The Permian Basin, particularly the Delaware sub-basin, has become one of the most prolific energy-producing regions globally. Strong drilling economics, technological improvements, and sustained operator investment have contributed to rising hydrocarbon production over the past decade. Midstream companies like Kinetik play a central role in supporting this growth by ensuring that natural gas and related products can be efficiently gathered, processed, and transported to downstream markets.
Kinetik’s expansion plans also align with broader industry trends favoring larger-scale and more integrated infrastructure systems. Companies are increasingly prioritizing operational flexibility, scalability, and long-term commercial arrangements to manage evolving production patterns and market volatility.
The Kings Landing complex has already established itself as a critical processing hub within Kinetik’s network. By expanding the facility’s capacity, the company aims to reinforce its competitive position while providing customers with reliable infrastructure solutions capable of supporting future production increases.

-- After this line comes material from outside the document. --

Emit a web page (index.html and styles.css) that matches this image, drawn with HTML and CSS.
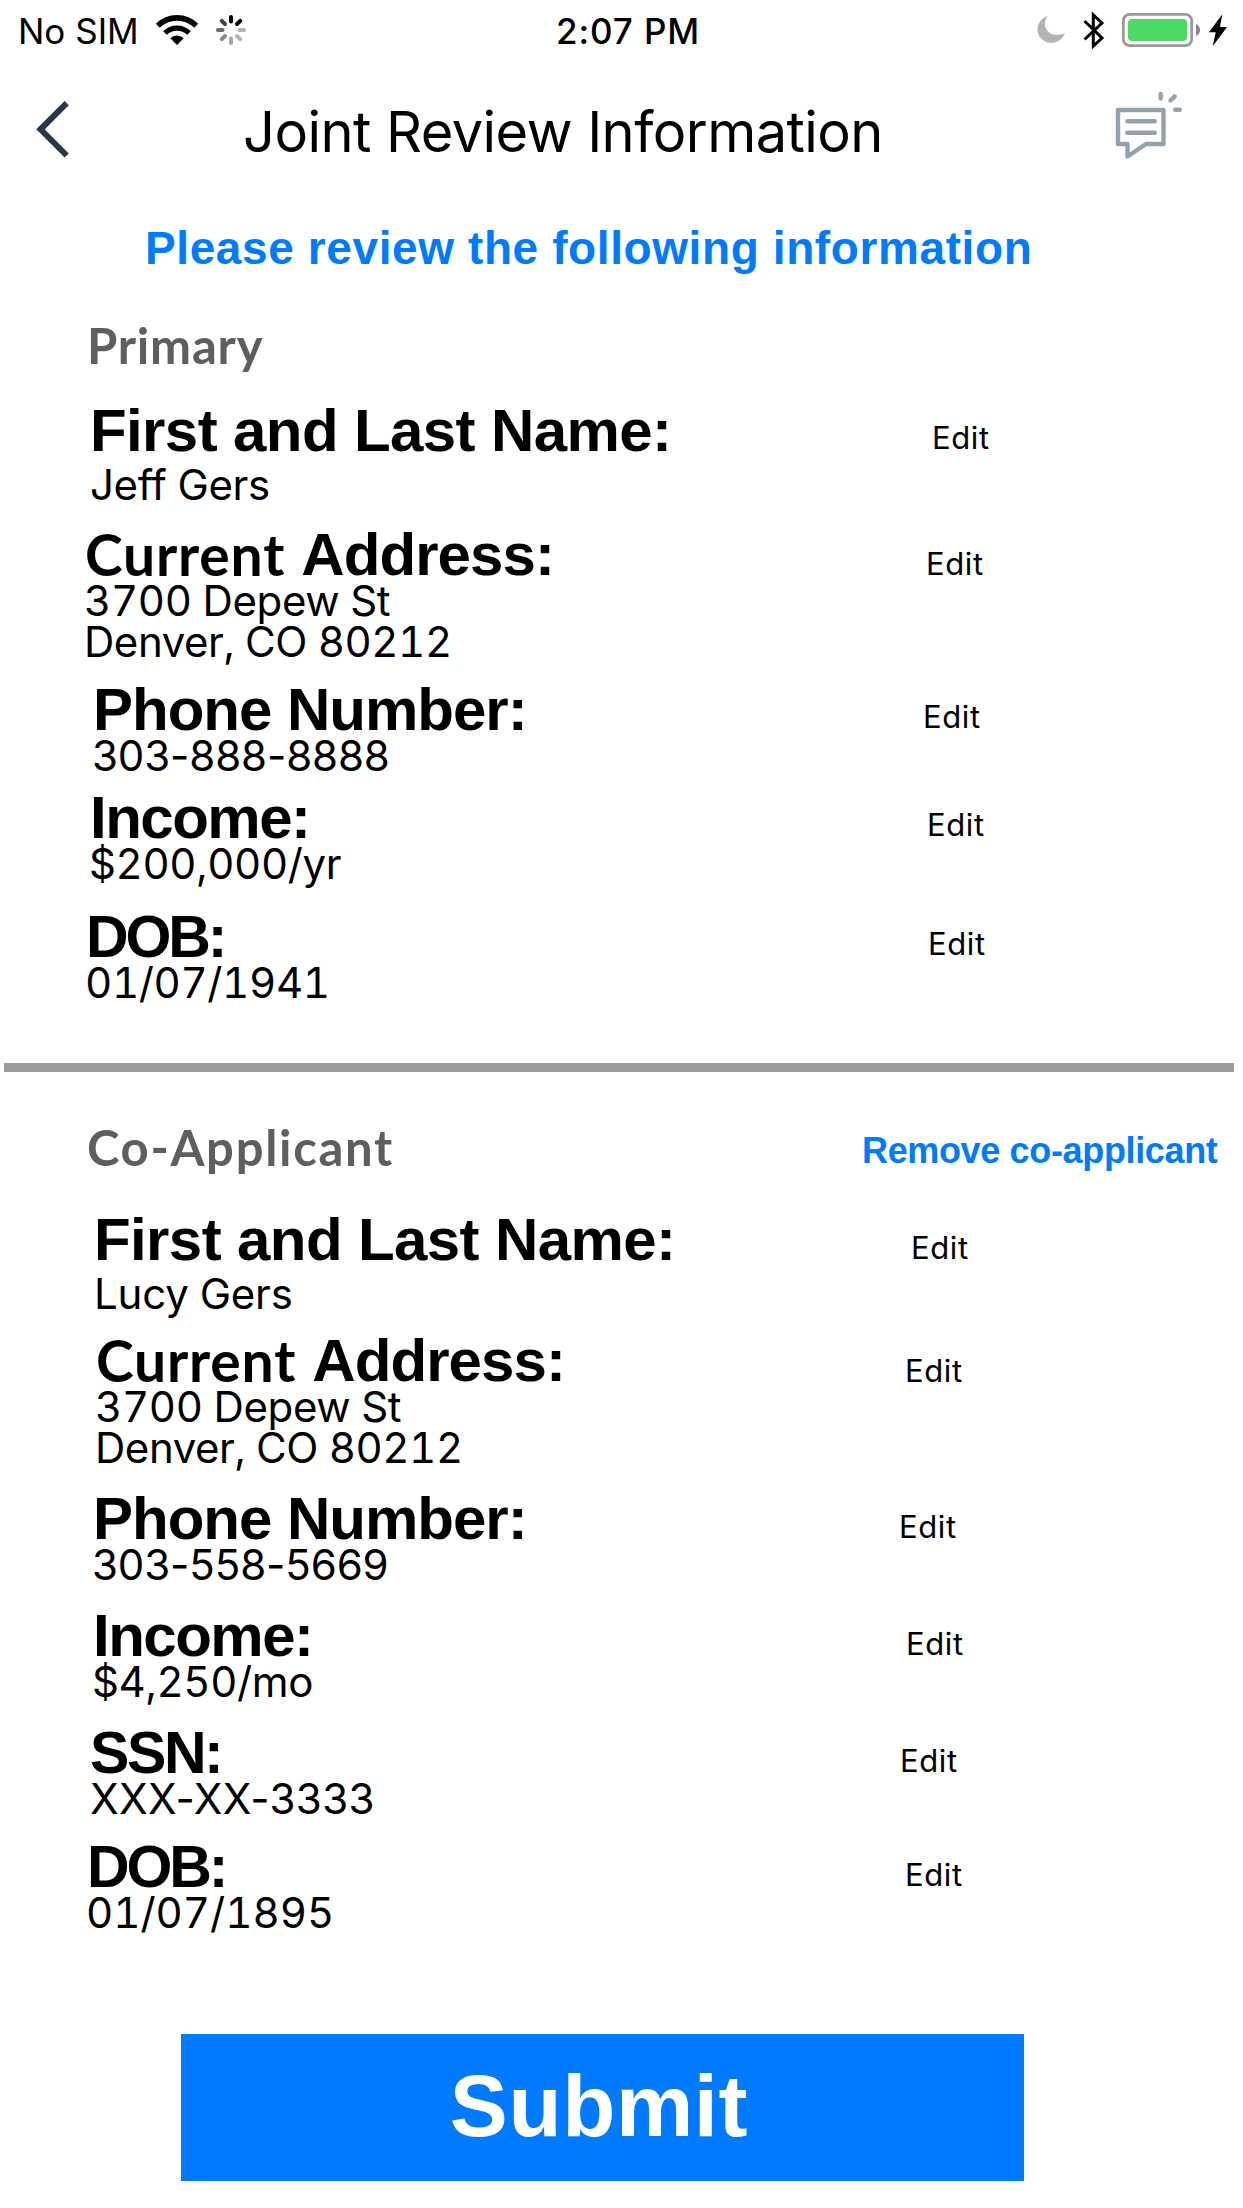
FILE: index.html
```html
<!DOCTYPE html>
<html lang="en">
<head>
<meta charset="utf-8">
<title>Joint Review Information</title>
<link rel="stylesheet" href="styles.css">
</head>
<body>
<div class="status">
  <div class="status-left">
    <span class="carrier">No SIM</span>
    <svg class="wifi" width="44" height="32" viewBox="155 14 44 32" fill="none" stroke="#000">
      <path d="M157.8 25.8A27.2 27.2 0 0 1 196.2 25.8" stroke-width="5.6"/>
      <path d="M165 33A17 17 0 0 1 189 33" stroke-width="5.2"/>
      <path d="M177 45L170.3 38.3A9.5 9.5 0 0 1 183.7 38.3Z" fill="#000" stroke="none"/>
    </svg>
    <svg class="spinner" width="32" height="32" viewBox="-16 -16 32 32" stroke-width="4" stroke-linecap="round">
      <path d="M0-8.500V-13" stroke="#000"/>
      <path d="M6-6L9.200-9.200" stroke="#000"/>
      <path d="M8.500 0H13" stroke="#b3b3b3"/>
      <path d="M6 6L9.200 9.200" stroke="#b3b3b3"/>
      <path d="M0 8.500V13" stroke="#a3a3a3"/>
      <path d="M-6 6L-9.200 9.200" stroke="#888"/>
      <path d="M-8.500 0H-13" stroke="#6a6a6a"/>
      <path d="M-6-6L-9.200-9.200" stroke="#444"/>
    </svg>
  </div>
  <span class="clock">2:07 PM</span>
  <svg class="indicators" width="200" height="40" viewBox="1030 10 200 40">
    <path d="M1047.500 16C1036 20 1034.500 34 1043 40C1051 46 1062 42 1065 33C1050 40 1040 27 1047.500 16Z" fill="#b3b3b3"/>
    <path d="M1084.500 21L1102 38L1093.300 46V15L1102 23L1084.500 39.500" fill="none" stroke="#000" stroke-width="3"/>
    <rect x="1123.300" y="14.300" width="68.400" height="31.400" rx="6.500" fill="none" stroke="#999" stroke-width="2.800"/>
    <rect x="1128" y="19" width="59" height="22" rx="4" fill="#4cd964"/>
    <path d="M1196 23.800Q1200 26 1200 30T1196 36.200Z" fill="#888"/>
    <path d="M1222.300 14.300L1220 27H1227L1212.700 46.300L1215.700 32.300H1209Z"/>
  </svg>
</div>

<header class="navbar">
  <svg class="back" width="36" height="60" viewBox="34 99 36 60" fill="none" stroke="#2b3645" stroke-width="6">
    <path d="M66.700 103.200L40.500 129.300L66.700 155.500"/>
  </svg>
  <h1 class="title">Joint Review Information</h1>
  <svg class="message" width="70" height="70" viewBox="1114 90 70 70" fill="none" stroke="#93a1ae" stroke-width="4.400" stroke-linecap="round" stroke-linejoin="round">
    <path d="M1118 110H1163.500V144H1146L1127.500 156.500V144H1118Z"/>
    <path d="M1127.300 121.300H1154.800M1127.300 132.700H1154.800M1160.700 94V98.500M1174.800 96.300L1170.500 100.500M1175.200 109.800H1179.800"/>
  </svg>
</header>

<p class="notice">Please review the following information</p>

<section class="primary">
  <div class="section-head"><h2 class="section-title t-primary">Primary</h2></div>
  <div class="field p-name">
    <div><h3 class="label">First and Last Name:</h3><p class="value v-jeff">Jeff Gers</p></div>
    <a class="edit">Edit</a>
  </div>
  <div class="field p-address">
    <div><h3 class="label l-address"><span class="current">Current</span> <span class="address">Address:</span></h3><p class="value"><span class="street">3700 Depew St</span><br><span class="city">Denver, CO 80212</span></p></div>
    <a class="edit">Edit</a>
  </div>
  <div class="field p-phone">
    <div><h3 class="label l-phone">Phone Number:</h3><p class="value v-dashed">303-888-8888</p></div>
    <a class="edit">Edit</a>
  </div>
  <div class="field p-income">
    <div><h3 class="label l-income">Income:</h3><p class="value">$200,000/yr</p></div>
    <a class="edit">Edit</a>
  </div>
  <div class="field p-dob">
    <div><h3 class="label l-dob">DOB:</h3><p class="value">01/07/1941</p></div>
    <a class="edit">Edit</a>
  </div>
</section>

<hr class="divider">

<section class="coapp">
  <div class="section-head co-head"><h2 class="section-title t-co">Co-Applicant</h2><a class="remove">Remove co-applicant</a></div>
  <div class="field c-name">
    <div><h3 class="label">First and Last Name:</h3><p class="value v-lucy">Lucy Gers</p></div>
    <a class="edit">Edit</a>
  </div>
  <div class="field c-address">
    <div><h3 class="label l-address"><span class="current">Current</span> <span class="address">Address:</span></h3><p class="value"><span class="street">3700 Depew St</span><br><span class="city">Denver, CO 80212</span></p></div>
    <a class="edit">Edit</a>
  </div>
  <div class="field c-phone">
    <div><h3 class="label l-phone">Phone Number:</h3><p class="value v-dashed">303-558-5669</p></div>
    <a class="edit">Edit</a>
  </div>
  <div class="field c-income">
    <div><h3 class="label l-income">Income:</h3><p class="value">$4,250/mo</p></div>
    <a class="edit">Edit</a>
  </div>
  <div class="field c-ssn">
    <div><h3 class="label l-ssn">SSN:</h3><p class="value v-dashed v-ssn">XXX-XX-3333</p></div>
    <a class="edit">Edit</a>
  </div>
  <div class="field c-dob">
    <div><h3 class="label l-dob">DOB:</h3><p class="value v-born">01/07/1895</p></div>
    <a class="edit">Edit</a>
  </div>
</section>

<button class="submit">Submit</button>
</body>
</html>
```
FILE: styles.css
```css
* { box-sizing: border-box; margin: 0; padding: 0; }
body {
  width: 1243px;
  height: 2208px;
  overflow: hidden;
  background: #fff;
  color: #000;
  font-family: Inter, "Liberation Sans", sans-serif;
  display: flex;
  flex-direction: column;
}
h1, h2, h3 { font-weight: 400; }
svg { display: block; flex: none; }

.status {
  height: 60px;
  display: grid;
  grid-template-columns: 556px 1fr 200px;
  padding-right: 13px;
  font-size: 35px;
  line-height: 63px;
  white-space: nowrap;
}
.status-left { display: flex; padding-left: 18px; }
.carrier { width: 137px; }
.wifi { margin-top: 14px; }
.spinner { margin: 14px 0 0 16px; }
.clock { font-weight: 500; letter-spacing: 0.9px; }
.indicators { margin-top: 10px; }

.navbar {
  height: 140px;
  display: grid;
  grid-template-columns: 209px 871px 70px;
  padding-left: 34px;
}
.back { margin-top: 39px; }
.title { font-size: 56px; line-height: 144px; letter-spacing: -0.55px; white-space: nowrap; }
.message { margin-top: 30px; }

.notice {
  height: 100px;
  padding-left: 145px;
  font: bold 46px/97px "Liberation Sans", sans-serif;
  letter-spacing: 0.6px;
  color: #007aff;
  white-space: nowrap;
}

.section-head {
  height: 104px;
  padding-left: 87px;
  display: grid;
  grid-template-columns: 775px auto;
  white-space: nowrap;
}
.co-head { height: 141px; }
.section-title { font: bold 49px/91px Lato, sans-serif; color: #5e5e5e; }
.t-primary { letter-spacing: 0.8px; }
.t-co { letter-spacing: 1.7px; }
.co-head .section-title { line-height: 150px; }
.remove { font: bold 36px/158px "Liberation Sans", sans-serif; letter-spacing: -0.35px; color: #007aff; }

.field {
  display: grid;
  grid-template-columns: var(--edit) auto;
  align-items: start;
  white-space: nowrap;
}
.label {
  height: 52px;
  padding-left: 1px;
  font: bold 60px/54px "Liberation Sans", sans-serif;
  letter-spacing: -0.6px;
}
.l-address { line-height: 53px; }
.l-phone { letter-spacing: -1px; }
.l-income { letter-spacing: -1.5px; }
.l-dob { font-size: 59px; letter-spacing: -3.1px; }
.l-ssn { font-size: 59px; letter-spacing: -2.4px; padding-left: 0; }
.current { font-family: Lato, sans-serif; font-size: 57px; letter-spacing: 0.8px; }
.address { vertical-align: 1px; letter-spacing: -0.9px; }
.value {
  font-size: 42px;
  line-height: 41px;
  letter-spacing: -0.35px;
  font-feature-settings: "tnum";
}
.city { letter-spacing: -0.45px; }
.v-jeff, .v-lucy { padding-left: 1px; }
.v-lucy { letter-spacing: -0.2px; }
.v-dashed { font-feature-settings: normal; letter-spacing: -0.1px; }
.v-ssn { letter-spacing: 0.35px; }
.v-born { letter-spacing: 0; }
.edit { font-size: 31px; line-height: 68px; height: 68px; letter-spacing: 0.6px; }
.coapp .edit { line-height: 69px; }
.p-address .edit { line-height: 71px; }
.coapp .c-address .edit { line-height: 73px; }

.p-name { margin-left: 89px; height: 124px; --edit: 843px; }
.p-address { margin-left: 84px; height: 155px; --edit: 842px; }
.p-phone { margin-left: 92px; height: 108px; --edit: 831px; }
.p-income { margin-left: 89px; height: 119px; --edit: 838px; }
.p-dob { margin-left: 85px; height: 153px; --edit: 843px; }
.p-name .value, .c-name .value { margin-top: 8px; }

.divider { flex: none; width: 1230px; height: 9px; margin-left: 4px; border: 0; background: #9b9b9b; }

.c-name { margin-left: 93px; height: 121px; --edit: 818px; }
.c-address { margin-left: 95px; height: 158px; --edit: 810px; }
.c-phone { margin-left: 92px; height: 117px; --edit: 807px; }
.c-income { margin-left: 92px; height: 117px; --edit: 814px; }
.c-ssn { margin-left: 90px; height: 114px; --edit: 810px; }
.c-dob { margin-left: 86px; height: 194px; --edit: 819px; }

.submit {
  flex: none;
  width: 843px;
  height: 147px;
  margin-left: 181px;
  padding-right: 7px;
  padding-bottom: 4px;
  border: 0;
  background: #007aff;
  color: #fff;
  font: bold 87px/143px "Liberation Sans", sans-serif;
  letter-spacing: 0.6px;
}
```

In addition to processing natural gas, facilities like Kings Landing also play an essential role in extracting natural gas liquids (NGLs), which are valuable feedstocks used in petrochemical manufacturing, heating, transportation fuels, and industrial applications. Rising NGL demand in domestic and export markets continues to support investment across the midstream sector.
The KLII project announcement comes amid continued consolidation and infrastructure investment across the Permian Basin midstream industry. Companies are competing to secure long-term customer contracts and expand capacity ahead of anticipated production growth later this decade.
Construction of Kings Landing II is expected to begin following detailed engineering and permitting activities. Once operational, the facility will contribute significantly to regional gas processing capacity while enhancing Kinetik’s ability to serve producers operating in one of the fastest-growing areas of the U.S. energy sector.
By approving the expanded 300 MMcf/d project, Kinetik is signaling strong confidence in the long-term outlook for the Northern Delaware Basin and reaffirming its commitment to supporting customer growth through strategic infrastructure investment.